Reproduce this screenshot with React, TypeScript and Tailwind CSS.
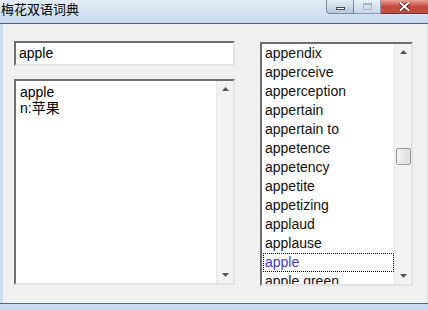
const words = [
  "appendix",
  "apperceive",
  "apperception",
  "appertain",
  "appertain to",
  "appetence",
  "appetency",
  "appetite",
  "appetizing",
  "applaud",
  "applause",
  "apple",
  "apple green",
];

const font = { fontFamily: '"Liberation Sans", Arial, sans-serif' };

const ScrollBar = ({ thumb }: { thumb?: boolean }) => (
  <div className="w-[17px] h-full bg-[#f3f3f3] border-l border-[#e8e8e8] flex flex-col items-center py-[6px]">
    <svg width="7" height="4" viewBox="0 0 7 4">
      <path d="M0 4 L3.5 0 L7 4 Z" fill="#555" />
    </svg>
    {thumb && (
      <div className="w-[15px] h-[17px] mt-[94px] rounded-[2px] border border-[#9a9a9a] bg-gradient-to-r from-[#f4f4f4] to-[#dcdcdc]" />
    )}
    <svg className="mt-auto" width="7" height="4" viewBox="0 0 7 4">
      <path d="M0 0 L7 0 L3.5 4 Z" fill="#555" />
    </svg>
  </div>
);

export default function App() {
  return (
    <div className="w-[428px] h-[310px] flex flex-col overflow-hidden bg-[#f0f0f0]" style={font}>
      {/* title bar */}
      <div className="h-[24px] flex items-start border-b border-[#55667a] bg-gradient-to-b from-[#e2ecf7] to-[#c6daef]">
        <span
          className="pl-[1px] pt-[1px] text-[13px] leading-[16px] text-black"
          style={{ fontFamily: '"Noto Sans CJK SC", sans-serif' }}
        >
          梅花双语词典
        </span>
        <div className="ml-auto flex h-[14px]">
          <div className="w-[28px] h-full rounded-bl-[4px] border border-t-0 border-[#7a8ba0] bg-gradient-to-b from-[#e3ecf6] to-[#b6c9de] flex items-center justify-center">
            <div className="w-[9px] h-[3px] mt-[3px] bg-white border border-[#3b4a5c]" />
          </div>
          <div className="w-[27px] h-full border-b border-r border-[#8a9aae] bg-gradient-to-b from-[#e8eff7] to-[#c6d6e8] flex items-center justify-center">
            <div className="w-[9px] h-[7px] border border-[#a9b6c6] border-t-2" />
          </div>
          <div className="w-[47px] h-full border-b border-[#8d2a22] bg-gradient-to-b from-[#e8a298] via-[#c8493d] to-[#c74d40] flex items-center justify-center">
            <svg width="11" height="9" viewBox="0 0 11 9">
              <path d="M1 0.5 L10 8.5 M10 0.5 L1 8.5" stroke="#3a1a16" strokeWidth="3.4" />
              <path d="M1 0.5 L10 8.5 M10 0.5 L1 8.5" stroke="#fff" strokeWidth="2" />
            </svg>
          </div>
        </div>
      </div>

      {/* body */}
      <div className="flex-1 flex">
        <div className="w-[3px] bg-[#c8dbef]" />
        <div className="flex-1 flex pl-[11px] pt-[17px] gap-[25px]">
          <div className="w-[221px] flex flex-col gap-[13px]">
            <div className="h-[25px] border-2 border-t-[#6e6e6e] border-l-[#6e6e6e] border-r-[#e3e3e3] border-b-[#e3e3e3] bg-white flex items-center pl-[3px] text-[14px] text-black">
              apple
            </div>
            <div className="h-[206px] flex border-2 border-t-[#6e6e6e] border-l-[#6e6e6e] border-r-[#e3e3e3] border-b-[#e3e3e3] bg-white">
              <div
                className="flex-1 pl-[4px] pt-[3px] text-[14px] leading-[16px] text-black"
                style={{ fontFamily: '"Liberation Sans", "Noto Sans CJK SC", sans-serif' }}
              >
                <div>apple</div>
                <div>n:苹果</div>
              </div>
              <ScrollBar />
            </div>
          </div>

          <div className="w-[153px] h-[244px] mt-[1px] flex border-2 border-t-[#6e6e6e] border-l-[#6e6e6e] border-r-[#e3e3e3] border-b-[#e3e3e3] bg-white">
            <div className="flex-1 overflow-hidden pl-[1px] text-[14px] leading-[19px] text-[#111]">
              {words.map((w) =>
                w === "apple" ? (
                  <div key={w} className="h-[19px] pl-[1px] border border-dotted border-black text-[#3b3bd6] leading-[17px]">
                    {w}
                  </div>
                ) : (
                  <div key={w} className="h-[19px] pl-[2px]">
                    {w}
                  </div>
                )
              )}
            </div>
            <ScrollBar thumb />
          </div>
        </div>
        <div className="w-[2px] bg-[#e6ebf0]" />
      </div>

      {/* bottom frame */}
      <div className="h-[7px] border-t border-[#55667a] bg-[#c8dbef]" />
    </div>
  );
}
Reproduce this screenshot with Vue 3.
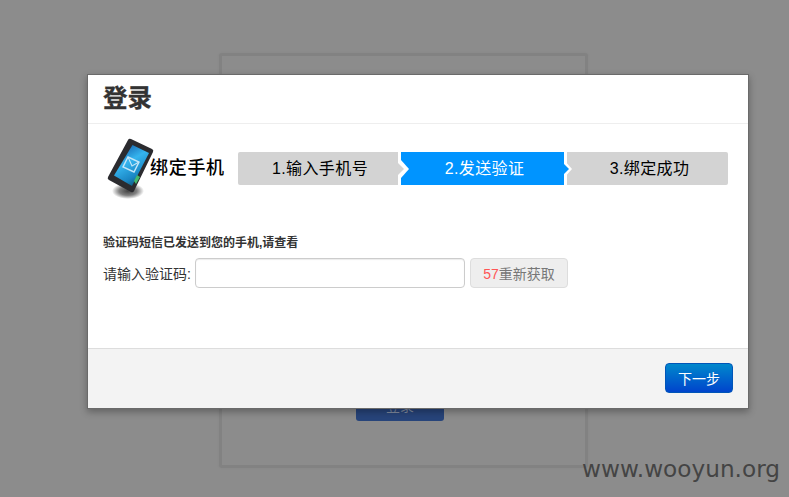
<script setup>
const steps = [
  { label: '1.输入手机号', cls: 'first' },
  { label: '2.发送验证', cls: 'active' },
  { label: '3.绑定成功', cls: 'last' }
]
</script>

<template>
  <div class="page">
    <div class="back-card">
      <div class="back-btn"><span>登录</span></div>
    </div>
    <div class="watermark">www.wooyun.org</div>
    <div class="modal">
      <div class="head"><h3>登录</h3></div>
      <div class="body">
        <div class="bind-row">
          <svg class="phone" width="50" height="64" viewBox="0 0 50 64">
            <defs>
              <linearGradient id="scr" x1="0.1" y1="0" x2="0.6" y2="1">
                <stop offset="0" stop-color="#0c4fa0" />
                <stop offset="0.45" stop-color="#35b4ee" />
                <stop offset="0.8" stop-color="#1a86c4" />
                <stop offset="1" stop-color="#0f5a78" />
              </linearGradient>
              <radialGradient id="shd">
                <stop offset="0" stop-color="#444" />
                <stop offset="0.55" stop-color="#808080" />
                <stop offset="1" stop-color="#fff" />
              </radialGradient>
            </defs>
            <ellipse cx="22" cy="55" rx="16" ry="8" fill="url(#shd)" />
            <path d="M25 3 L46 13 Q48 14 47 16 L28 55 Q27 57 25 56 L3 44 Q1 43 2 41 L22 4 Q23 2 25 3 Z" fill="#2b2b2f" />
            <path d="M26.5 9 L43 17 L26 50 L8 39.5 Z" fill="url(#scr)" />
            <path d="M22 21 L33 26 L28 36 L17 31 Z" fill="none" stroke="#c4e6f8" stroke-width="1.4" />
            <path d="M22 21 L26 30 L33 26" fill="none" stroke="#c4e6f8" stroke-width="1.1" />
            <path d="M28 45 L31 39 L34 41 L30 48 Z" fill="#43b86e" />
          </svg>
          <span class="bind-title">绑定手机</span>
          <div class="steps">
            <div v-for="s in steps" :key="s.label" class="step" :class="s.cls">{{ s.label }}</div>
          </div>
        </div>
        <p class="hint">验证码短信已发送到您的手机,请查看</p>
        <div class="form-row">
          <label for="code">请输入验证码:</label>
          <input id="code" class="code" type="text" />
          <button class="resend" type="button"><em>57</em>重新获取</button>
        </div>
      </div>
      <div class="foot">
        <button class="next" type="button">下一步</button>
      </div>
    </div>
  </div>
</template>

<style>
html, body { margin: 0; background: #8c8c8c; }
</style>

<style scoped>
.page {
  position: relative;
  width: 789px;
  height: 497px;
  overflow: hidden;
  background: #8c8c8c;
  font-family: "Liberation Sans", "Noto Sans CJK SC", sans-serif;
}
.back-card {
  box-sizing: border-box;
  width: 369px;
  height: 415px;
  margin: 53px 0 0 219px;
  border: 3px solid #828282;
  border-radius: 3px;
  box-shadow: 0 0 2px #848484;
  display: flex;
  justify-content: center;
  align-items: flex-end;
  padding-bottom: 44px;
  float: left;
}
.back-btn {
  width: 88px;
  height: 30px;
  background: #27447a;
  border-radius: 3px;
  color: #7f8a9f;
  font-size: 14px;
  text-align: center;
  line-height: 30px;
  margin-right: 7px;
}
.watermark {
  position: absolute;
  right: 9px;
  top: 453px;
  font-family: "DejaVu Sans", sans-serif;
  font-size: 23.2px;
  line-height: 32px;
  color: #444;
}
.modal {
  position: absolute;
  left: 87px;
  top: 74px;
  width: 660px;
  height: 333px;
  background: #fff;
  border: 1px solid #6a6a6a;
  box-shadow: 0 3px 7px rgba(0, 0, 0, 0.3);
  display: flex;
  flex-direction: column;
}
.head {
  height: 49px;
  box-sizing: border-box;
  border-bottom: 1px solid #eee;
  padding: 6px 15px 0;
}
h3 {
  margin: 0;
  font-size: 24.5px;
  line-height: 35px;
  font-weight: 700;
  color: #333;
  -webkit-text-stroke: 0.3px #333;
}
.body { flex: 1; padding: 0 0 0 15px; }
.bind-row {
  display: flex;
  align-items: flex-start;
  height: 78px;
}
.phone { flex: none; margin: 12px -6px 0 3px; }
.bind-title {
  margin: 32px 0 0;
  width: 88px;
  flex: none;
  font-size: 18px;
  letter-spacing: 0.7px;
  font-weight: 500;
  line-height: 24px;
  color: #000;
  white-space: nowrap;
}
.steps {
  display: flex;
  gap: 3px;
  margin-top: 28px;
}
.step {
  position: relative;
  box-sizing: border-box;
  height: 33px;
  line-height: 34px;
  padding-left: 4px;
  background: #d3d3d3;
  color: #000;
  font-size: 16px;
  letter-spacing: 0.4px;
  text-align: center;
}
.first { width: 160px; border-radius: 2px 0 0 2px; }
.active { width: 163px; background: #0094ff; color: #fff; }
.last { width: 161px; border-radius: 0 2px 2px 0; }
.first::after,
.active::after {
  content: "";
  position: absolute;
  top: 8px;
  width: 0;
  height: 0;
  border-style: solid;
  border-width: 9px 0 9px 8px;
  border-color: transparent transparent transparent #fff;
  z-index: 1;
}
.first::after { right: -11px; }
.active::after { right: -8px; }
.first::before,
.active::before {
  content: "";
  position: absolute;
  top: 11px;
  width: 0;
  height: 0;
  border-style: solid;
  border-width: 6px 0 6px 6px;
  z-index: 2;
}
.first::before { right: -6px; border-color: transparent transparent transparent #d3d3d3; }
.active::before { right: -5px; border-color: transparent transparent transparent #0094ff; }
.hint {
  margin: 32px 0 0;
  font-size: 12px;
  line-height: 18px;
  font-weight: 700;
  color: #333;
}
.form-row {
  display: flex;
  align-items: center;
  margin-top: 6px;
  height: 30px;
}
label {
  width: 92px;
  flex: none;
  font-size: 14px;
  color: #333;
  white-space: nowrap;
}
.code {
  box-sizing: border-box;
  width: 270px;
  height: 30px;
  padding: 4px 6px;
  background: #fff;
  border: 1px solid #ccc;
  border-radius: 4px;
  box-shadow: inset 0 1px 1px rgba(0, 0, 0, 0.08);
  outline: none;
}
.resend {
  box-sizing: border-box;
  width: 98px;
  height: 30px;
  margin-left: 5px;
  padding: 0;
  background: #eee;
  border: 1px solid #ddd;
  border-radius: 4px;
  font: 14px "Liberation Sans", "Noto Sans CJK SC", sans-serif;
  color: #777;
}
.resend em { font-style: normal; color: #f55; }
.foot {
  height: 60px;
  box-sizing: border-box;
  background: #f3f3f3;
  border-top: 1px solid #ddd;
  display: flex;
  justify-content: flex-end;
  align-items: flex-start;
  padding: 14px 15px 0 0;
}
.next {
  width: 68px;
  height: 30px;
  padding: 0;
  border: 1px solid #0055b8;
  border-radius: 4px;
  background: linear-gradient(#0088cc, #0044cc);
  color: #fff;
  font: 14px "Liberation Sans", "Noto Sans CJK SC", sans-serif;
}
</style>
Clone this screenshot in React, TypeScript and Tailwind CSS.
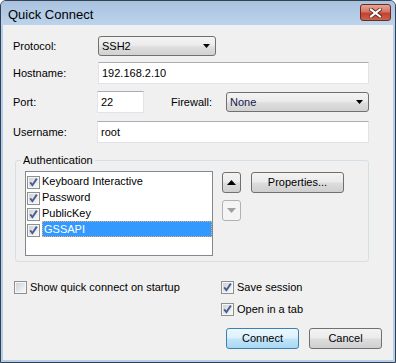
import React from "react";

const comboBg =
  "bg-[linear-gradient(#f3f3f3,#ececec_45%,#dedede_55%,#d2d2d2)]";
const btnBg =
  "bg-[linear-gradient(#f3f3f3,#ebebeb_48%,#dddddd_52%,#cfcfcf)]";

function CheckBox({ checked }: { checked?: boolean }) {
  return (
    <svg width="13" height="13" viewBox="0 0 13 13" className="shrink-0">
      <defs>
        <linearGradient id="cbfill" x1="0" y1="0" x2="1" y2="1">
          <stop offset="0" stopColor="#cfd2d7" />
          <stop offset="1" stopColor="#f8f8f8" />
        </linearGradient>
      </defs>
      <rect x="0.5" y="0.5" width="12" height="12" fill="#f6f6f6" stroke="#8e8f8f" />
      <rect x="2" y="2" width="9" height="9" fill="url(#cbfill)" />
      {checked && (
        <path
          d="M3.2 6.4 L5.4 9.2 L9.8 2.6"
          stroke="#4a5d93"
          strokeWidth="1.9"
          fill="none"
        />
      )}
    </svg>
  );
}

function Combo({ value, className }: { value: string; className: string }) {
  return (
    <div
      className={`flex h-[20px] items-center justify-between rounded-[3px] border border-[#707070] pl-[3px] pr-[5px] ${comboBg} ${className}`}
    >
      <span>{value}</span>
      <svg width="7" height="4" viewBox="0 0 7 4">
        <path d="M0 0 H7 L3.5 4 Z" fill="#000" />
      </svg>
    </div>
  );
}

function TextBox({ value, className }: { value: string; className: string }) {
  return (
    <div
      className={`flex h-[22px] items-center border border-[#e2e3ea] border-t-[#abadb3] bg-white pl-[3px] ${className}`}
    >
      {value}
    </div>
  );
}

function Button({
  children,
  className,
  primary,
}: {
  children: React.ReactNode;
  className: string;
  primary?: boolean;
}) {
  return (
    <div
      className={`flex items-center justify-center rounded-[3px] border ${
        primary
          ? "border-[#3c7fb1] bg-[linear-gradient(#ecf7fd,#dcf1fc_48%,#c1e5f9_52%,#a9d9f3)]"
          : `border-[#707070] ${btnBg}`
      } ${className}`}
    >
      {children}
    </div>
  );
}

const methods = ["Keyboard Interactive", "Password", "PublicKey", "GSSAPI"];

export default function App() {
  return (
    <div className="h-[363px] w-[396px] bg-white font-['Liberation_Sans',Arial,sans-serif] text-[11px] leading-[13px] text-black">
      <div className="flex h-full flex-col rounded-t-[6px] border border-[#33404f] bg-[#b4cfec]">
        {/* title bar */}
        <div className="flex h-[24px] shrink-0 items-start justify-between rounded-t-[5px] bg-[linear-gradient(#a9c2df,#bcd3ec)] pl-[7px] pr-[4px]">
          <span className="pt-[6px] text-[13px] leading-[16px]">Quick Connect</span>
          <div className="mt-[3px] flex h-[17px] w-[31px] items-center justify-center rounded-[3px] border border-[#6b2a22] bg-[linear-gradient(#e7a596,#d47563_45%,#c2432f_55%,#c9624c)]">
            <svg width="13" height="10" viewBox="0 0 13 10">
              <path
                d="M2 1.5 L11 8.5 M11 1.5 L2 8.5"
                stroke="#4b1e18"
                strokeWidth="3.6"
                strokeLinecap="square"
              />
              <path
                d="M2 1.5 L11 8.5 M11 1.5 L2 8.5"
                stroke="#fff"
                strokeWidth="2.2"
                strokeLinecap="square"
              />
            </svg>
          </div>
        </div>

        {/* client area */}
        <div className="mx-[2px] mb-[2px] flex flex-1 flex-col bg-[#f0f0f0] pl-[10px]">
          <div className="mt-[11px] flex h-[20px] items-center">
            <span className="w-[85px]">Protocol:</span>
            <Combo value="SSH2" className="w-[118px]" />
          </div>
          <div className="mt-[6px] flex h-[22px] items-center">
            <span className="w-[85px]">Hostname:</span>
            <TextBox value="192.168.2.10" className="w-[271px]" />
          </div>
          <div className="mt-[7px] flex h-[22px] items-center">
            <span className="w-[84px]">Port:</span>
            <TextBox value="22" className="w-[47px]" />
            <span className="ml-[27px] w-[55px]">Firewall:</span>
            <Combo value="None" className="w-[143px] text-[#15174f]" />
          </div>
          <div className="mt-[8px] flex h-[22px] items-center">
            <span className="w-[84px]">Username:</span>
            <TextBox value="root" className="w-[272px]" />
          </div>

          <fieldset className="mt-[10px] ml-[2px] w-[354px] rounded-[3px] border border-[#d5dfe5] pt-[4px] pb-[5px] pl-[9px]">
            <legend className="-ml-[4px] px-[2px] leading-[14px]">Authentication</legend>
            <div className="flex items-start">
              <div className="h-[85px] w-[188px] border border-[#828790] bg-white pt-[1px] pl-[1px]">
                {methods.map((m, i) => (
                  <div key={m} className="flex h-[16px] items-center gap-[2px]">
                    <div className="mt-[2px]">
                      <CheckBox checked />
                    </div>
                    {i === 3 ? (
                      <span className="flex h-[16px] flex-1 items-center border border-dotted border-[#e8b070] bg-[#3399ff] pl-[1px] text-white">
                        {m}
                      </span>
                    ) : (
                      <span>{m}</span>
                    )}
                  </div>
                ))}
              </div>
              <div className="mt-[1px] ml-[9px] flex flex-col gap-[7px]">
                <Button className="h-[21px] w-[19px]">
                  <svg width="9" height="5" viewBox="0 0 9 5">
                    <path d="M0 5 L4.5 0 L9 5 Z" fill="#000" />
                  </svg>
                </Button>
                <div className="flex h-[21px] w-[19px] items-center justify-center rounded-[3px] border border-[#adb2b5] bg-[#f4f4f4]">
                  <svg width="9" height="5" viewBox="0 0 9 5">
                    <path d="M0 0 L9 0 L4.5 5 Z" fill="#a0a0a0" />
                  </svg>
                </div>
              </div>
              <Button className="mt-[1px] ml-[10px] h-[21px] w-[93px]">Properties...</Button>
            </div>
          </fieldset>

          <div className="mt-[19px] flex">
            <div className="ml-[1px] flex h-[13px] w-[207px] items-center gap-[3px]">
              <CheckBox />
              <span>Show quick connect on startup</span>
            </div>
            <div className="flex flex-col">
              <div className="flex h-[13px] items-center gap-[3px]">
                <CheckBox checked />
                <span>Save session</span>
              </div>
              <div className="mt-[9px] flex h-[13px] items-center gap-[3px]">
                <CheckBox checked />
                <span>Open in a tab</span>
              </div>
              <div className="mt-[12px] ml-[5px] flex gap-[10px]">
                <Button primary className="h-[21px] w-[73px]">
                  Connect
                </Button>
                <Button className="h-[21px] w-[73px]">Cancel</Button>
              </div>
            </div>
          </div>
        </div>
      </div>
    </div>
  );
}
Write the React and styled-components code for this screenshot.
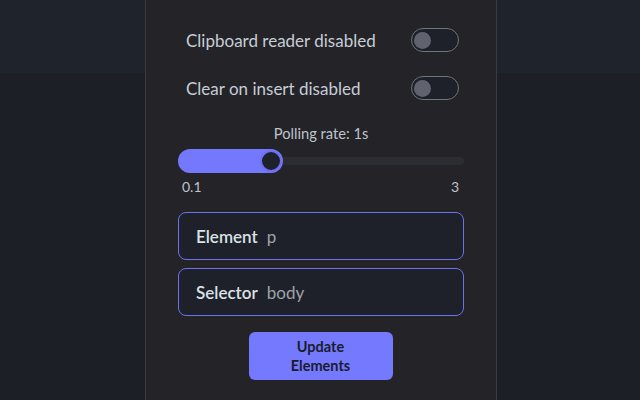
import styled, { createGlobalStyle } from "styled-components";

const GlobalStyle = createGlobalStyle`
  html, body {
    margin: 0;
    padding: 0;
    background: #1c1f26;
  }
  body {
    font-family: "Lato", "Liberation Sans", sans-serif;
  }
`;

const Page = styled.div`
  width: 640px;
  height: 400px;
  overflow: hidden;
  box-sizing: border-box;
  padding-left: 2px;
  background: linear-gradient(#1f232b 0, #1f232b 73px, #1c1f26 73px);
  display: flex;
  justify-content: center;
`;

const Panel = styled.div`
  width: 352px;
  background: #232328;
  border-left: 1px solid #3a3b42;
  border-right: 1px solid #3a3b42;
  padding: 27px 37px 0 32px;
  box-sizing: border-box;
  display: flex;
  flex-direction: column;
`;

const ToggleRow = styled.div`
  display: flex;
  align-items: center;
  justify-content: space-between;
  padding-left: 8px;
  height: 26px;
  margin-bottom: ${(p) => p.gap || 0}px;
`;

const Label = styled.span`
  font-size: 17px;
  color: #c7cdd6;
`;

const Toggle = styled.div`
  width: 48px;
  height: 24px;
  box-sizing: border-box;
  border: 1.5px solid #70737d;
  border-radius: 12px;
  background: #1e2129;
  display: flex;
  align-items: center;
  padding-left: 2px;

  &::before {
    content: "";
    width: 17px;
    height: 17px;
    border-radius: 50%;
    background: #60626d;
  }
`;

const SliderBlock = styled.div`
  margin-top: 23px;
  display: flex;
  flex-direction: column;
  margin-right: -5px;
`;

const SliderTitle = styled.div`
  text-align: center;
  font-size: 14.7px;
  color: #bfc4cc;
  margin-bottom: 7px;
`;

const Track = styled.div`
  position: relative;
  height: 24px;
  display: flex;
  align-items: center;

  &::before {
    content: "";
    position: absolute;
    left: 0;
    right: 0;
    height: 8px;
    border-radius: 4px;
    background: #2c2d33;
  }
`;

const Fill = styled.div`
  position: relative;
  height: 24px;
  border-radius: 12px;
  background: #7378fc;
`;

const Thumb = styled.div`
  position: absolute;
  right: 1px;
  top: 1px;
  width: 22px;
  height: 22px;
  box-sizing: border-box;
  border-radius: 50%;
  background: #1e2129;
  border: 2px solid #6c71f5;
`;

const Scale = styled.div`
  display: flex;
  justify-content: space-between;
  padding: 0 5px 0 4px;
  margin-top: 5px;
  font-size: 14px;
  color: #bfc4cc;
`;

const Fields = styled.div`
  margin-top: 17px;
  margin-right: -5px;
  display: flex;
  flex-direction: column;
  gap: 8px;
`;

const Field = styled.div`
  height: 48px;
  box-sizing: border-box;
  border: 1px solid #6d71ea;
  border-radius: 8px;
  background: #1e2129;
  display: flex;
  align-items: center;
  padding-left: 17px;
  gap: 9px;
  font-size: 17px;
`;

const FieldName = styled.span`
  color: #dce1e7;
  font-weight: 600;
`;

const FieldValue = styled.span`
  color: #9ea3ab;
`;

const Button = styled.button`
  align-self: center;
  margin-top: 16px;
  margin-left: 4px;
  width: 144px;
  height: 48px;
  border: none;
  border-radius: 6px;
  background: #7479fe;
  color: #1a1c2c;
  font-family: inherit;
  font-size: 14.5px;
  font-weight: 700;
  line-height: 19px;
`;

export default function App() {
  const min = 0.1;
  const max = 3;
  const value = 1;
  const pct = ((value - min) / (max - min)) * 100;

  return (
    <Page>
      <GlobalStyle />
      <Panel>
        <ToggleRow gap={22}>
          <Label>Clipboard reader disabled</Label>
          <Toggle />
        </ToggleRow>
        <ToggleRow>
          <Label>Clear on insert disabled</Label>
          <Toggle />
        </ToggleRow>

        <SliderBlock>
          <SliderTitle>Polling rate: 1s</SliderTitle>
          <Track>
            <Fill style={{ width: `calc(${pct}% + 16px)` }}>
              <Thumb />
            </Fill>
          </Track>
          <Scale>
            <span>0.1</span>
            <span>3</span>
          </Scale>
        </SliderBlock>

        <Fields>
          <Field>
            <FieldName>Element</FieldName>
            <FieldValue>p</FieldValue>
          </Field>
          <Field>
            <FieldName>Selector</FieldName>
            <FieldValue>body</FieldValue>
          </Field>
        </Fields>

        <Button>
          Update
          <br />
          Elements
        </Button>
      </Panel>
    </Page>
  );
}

Aim –
Search the listing above for the string "TypeScript". Copy every line that contains it.

Solved exercise –
Reproduce this screenshot with React, TypeScript and Tailwind CSS.
Clone this screenshot in React, TypeScript and Tailwind CSS.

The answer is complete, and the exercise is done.